DATA ROWS —
--- Begin ---

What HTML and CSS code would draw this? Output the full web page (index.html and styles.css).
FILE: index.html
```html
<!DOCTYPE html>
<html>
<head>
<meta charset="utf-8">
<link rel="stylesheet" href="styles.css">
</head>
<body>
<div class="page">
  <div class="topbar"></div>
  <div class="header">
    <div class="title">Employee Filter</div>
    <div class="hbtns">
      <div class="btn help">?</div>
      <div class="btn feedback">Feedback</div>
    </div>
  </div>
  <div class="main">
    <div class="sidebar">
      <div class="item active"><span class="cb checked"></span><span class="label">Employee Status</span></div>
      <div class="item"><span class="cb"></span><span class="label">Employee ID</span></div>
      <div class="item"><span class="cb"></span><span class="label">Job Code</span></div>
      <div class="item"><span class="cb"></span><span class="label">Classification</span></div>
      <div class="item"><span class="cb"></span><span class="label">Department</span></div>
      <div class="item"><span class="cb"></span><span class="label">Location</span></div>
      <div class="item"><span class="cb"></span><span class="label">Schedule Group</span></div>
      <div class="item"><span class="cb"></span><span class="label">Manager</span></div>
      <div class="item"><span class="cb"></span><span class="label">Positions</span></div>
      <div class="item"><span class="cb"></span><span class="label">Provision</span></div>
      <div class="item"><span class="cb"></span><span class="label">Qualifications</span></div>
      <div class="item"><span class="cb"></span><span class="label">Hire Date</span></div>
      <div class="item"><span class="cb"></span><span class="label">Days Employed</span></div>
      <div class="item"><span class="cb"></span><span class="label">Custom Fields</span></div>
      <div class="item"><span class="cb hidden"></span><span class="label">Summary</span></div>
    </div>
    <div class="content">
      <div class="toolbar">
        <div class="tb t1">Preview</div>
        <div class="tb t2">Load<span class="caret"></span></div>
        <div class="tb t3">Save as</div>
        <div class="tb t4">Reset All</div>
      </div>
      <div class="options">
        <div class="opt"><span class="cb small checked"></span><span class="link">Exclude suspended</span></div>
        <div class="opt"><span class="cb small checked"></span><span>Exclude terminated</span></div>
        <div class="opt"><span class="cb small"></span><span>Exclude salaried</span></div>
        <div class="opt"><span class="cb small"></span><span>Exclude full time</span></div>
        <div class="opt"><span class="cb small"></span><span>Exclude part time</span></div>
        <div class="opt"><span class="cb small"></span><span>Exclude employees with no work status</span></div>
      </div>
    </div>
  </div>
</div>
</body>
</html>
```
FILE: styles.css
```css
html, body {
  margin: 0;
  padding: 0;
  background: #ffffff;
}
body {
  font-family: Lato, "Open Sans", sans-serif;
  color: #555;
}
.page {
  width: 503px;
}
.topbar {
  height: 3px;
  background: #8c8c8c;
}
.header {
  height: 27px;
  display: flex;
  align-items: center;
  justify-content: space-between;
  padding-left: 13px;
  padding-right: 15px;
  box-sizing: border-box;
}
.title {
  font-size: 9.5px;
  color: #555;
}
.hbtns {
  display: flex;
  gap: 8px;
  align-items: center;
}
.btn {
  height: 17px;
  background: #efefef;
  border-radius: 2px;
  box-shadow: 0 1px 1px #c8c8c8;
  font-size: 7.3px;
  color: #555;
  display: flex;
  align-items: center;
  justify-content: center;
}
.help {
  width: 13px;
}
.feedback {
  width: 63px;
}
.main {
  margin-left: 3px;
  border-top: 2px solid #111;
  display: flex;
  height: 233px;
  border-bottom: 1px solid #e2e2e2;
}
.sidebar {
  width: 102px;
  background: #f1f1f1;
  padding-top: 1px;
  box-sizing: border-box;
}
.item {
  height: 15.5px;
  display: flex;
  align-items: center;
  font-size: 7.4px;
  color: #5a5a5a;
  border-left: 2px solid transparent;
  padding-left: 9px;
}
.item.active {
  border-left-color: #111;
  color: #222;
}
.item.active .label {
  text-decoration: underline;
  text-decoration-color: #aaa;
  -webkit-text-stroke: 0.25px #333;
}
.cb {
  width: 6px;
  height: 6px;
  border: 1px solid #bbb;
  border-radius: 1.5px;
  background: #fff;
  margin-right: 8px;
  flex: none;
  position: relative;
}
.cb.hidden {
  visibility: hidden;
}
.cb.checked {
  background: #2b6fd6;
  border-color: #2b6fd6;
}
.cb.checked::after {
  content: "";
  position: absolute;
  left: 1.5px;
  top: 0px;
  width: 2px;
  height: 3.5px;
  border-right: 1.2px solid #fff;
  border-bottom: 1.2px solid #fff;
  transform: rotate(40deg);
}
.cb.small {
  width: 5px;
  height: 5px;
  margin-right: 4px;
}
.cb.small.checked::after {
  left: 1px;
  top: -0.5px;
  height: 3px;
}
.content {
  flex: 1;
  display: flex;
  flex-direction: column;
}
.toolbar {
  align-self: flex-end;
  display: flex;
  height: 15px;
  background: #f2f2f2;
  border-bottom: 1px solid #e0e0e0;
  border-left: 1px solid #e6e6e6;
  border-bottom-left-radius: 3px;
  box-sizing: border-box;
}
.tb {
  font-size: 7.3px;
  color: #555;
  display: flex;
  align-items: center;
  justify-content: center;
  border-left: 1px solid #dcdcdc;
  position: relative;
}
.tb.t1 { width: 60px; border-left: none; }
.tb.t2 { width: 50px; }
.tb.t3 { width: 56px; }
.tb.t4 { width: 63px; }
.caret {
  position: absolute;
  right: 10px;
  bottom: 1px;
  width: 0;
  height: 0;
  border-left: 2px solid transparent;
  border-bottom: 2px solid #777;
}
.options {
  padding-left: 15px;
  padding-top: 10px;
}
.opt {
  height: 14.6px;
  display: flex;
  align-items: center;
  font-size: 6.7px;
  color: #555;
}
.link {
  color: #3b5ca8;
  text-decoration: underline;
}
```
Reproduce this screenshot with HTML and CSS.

--- End ---

DIRECTIONS FOR THIS TASK —
Locate the word "index" in the entries, and copy every line where it is found.

EXERCISE SOLUTION —
What HTML and CSS code would draw this? Output the full web page (index.html and styles.css).
FILE: index.html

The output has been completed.